Insights: A Robust Approach to Automatically Locating Grooves in 3D Bullet Land Scans

INSIGHTS

A Robust Approach to Automatically Locating Grooves in 3D Bullet Land Scans

OVERVIEW

Land engraved areas (LEAs) can be important distinguishing factors when analyzing 3D scans from bullets. Creating a 3D image of an LEA requires examiners to also scan portions of the neighboring groove engraved areas (GEAs). Current modeling techniques often struggle to separate LEAs from GEAs. CSAFE researchers developed a new method to automatically remove GEA data and tested this method’s performance against previously proposed techniques.

Lead Researchers

Kiegan Rice
Ulrike Genschel
Heike Hofmann

Journal

Journal of Forensic Sciences

Publication Date

13 December 2019

Publication Number

IN 103 FT

GOAL

1

Present and discuss automated methods for identifying “shoulder locations” between LEAs and GEAs.

The Study

  • Rice et al. gathered 3D scans of 104 bullets from two available data sets (Hamby 44 and Houston), resulting in a total of 622 LEA scans.
  • They removed the curvature from these 3D scans to make 2D crosscuts of each LEA.
  • Using the 2D crosscuts, the team estimated the shoulder locations between LEAs and GEAs using three different models:

Rollapply:

A function (in this case, one available through the open-source “bulletxtrctr” package) which applies a rolling average to smooth out outliers in data.

Robust Linear Model:

A quadratic linear model that minimizes absolute deviations and is therefore less influenced by outliers.

Robust Locally Weighted Regression (LOESS):

A weighted average of many parametric models to fit subsets of data.

Results

Hamby set 44

Houston test set

areas of misidentification:

In this graphic, an Area of Misidentification less than 100 is considered a small deviation, between 100 and 1000 is medium, and greater than 1000 is a large deviation.

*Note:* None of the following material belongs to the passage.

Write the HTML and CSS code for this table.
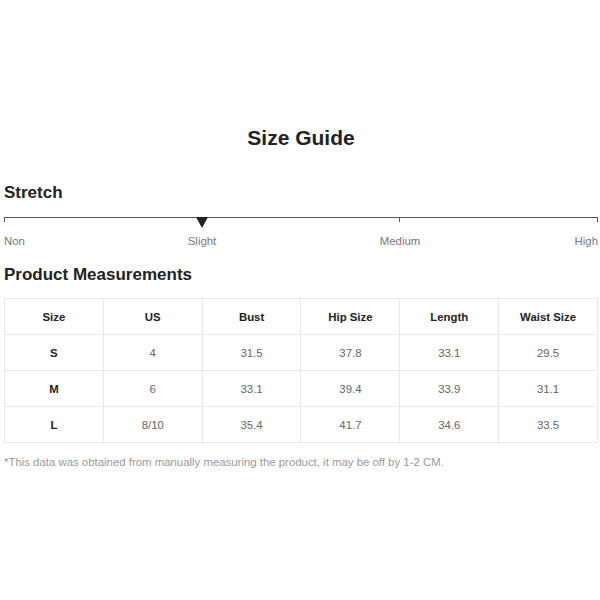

  • The Robust LOESS model significantly outperformed the Rollapply and Robust Linear models, resulting primarily in small deviations across all test sets.
  • Conversely, the Robust Linear model had the weakest performance of all three, with mostly large deviations across both Houston sets, and only outperforming the Rollapply model in the right shoulder section of the Hamby 44 set.
  • These results were expected, as the Robust LOESS model is intended to be flexible and handle areas that a quadratic linear model would fail to address.

FOCUS ON THE FUTURE

 

Both the Hamby 44 and Houston datasets used firearms from the same manufacturer. Future studies can expand on these findings by using a wider variety of barrel types, including different caliber sizes, manufacturers and nontraditional rifling techniques.